When humans settle on the moon, it will not be a homogeneous culture from just one region of Earth. There will be cities that are founded by different countries or partnerships, and more than one metropolis founded by multi-national corporations.
The moon will be a melting pot more culturally diverse than any area of Earth can ever be.
Whether I’m writing lunar shorts or something else, I always strive for the kind of diversity that reflects real life, and a positive, plausible extension of what real life will someday be like. In Steampunk, that’s more difficult because although my setting is an alternate timeline, it must still be based loosely on Queen Victoria’s empire.
Diversity is more than just genetic and regional heritage. One of my best sciencey-writerly friends is an Asian guy from Texas who lives in Australia. I’ve never heard him speak, so I have no idea what accent he has.
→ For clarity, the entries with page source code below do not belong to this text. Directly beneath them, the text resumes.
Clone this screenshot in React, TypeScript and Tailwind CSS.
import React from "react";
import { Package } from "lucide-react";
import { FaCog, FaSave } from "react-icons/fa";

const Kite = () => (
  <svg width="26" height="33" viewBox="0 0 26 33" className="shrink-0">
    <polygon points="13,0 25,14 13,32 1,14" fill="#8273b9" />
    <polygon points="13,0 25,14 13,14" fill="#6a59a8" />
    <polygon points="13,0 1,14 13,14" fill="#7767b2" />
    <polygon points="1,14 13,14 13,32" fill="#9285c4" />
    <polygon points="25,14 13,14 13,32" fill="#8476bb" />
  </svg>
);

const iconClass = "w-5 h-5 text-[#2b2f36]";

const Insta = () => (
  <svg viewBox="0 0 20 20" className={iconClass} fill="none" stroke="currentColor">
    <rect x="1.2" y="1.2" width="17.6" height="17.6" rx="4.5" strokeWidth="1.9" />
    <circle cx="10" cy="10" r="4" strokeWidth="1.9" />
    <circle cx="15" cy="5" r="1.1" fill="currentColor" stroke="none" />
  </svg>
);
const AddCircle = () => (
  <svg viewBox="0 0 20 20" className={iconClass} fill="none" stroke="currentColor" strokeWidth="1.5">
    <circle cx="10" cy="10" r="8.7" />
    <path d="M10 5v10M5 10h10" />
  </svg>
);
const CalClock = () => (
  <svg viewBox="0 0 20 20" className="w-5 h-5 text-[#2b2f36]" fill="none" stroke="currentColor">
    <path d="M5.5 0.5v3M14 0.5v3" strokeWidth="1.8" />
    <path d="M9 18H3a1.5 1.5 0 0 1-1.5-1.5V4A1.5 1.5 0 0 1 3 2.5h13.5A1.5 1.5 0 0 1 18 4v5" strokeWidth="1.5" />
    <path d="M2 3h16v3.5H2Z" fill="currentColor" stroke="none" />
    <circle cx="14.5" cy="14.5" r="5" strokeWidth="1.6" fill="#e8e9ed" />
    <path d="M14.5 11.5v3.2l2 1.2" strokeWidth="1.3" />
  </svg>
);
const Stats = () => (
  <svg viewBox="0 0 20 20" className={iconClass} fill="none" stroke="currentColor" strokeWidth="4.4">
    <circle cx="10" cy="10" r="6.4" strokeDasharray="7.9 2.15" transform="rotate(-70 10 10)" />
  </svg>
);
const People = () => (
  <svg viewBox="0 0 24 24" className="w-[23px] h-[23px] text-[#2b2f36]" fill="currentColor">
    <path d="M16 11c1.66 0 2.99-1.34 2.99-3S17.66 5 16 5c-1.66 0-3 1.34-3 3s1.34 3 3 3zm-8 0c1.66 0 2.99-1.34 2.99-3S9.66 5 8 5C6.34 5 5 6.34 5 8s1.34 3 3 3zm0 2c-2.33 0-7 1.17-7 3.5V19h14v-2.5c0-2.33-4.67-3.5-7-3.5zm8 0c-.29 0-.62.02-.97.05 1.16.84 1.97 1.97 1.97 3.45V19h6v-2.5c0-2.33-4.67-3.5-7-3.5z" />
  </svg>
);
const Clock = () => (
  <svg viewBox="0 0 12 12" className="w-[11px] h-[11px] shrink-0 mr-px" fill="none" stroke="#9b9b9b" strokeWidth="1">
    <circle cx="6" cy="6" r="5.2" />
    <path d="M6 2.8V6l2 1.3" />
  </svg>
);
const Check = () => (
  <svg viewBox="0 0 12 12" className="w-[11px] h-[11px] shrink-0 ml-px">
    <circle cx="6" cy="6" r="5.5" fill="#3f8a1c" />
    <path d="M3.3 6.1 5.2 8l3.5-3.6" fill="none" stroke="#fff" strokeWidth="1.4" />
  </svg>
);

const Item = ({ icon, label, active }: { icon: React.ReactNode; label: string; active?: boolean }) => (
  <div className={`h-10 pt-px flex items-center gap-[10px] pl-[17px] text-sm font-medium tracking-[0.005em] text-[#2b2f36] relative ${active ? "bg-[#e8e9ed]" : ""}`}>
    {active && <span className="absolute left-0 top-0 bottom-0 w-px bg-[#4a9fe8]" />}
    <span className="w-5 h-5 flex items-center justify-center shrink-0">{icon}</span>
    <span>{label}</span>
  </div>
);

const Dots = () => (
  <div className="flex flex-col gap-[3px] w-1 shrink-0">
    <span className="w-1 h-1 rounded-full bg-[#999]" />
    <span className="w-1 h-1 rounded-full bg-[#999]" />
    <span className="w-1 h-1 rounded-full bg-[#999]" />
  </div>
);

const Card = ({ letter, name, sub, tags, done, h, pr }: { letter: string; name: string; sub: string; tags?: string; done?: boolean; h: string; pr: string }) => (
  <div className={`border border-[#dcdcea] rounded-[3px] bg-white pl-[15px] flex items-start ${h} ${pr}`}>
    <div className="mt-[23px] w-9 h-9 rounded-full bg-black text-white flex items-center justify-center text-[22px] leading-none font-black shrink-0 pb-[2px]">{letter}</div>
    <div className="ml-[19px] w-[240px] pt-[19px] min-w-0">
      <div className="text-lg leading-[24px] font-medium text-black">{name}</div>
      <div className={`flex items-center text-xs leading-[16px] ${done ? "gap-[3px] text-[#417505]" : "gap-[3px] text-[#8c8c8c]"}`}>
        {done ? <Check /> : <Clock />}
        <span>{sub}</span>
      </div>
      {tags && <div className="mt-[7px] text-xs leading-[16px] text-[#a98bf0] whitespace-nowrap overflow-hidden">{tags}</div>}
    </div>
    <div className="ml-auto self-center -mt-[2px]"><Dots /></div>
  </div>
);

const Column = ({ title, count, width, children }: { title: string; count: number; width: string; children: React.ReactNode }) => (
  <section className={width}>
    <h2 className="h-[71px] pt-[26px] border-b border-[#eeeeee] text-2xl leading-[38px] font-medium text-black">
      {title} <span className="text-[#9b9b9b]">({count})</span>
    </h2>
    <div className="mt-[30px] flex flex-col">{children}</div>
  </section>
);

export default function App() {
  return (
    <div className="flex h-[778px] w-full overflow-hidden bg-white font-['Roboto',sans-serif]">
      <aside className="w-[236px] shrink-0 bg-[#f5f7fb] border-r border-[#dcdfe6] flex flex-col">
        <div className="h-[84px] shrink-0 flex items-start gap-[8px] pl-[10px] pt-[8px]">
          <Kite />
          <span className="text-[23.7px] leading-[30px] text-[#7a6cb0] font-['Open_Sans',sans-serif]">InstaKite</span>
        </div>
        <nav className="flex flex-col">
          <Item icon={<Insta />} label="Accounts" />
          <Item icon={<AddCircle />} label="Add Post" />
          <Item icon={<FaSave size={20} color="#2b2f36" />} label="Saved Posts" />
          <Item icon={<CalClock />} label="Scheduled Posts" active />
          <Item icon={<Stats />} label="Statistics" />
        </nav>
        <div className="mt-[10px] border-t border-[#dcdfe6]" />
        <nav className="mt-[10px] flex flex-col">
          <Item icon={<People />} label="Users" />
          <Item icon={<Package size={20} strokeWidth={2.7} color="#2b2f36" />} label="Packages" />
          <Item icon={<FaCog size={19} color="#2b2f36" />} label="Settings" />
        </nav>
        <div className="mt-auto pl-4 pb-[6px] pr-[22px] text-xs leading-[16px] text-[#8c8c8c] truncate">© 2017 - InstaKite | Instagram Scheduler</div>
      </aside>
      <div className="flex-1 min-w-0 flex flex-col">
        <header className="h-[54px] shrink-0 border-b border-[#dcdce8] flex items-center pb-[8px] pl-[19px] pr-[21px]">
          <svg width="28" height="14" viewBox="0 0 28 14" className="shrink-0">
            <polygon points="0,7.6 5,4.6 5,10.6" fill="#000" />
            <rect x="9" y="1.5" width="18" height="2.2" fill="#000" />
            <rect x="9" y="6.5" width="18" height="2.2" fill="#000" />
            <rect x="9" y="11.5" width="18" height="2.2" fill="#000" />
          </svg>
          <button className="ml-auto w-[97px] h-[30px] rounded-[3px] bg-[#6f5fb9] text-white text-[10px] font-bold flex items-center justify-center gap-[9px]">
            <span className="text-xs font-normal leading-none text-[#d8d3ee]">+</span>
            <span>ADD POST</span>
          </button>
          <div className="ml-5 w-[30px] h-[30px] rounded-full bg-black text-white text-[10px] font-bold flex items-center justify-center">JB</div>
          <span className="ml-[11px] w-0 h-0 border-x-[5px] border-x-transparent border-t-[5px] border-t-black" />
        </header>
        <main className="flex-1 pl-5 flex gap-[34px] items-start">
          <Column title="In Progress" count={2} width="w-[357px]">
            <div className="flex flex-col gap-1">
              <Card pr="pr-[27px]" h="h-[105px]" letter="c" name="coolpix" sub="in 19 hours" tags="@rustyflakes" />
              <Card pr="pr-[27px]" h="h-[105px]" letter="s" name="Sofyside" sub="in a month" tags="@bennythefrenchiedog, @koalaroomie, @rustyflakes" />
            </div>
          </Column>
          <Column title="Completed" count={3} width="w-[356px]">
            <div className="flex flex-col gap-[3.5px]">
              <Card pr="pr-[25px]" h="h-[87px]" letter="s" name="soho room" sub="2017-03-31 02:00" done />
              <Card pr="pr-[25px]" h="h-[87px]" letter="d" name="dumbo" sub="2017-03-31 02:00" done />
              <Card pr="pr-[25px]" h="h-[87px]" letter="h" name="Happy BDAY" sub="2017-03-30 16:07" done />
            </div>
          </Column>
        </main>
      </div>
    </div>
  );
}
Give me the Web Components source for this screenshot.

Many of my characters, like this friend and I, are married folks with a couple of kids. Some of my characters are very young, while others, like Kellan and Moriel in Grands, are great-grandparents. Non-heterosexual people pop up randomly, and their sexual orientation is almost never a plot point. These attributes and others are a roll of the dice, as far as character creation is concerned.
Skin color is more difficult. I rarely describe my characters in detail, so pointing out what color a character’s skin is feels like I’m smacking the reader over the head with the two-by-four of racial diversity. Names are more fun. I can imply Jewish heritage if everyone in the family has a Jewish name. (Adding in a friendly visit by their rabbi, which happens in Schrodinger’s Cookies, and the point is hammered home.) However, names are something our parents choose for us, and don’t always reflect our nationality. My oldest daughter is adopted, and we have no idea why her birth parents chose a name that is more traditional in Hindu or Jewish cultures, as they are neither. I gave my younger daughter Welsh first and middle names even though, heritage wise, we aren’t at all Welsh. Her first name is from a Fleetwood Mac song and her middle name is from a book by Stephen Lawhead.
Recently, Robert Silverberg (Hugo and Nebula award-winning author of such contemporary classics as Nightwings and At Winter’s End) posed a question on facebook about utopias vs. dystopias. I prefer to write utopias, or at least a positive future, because that is what I want to see happen and I believe this is not only plausible, but highly likely if it is what we expect and strive for. There are a million great stories that can be told within the setting of a happy, prosperous society. I write diversity for the same reason. It is not only plausible, but desirable. We can envision this future, and then we can create it.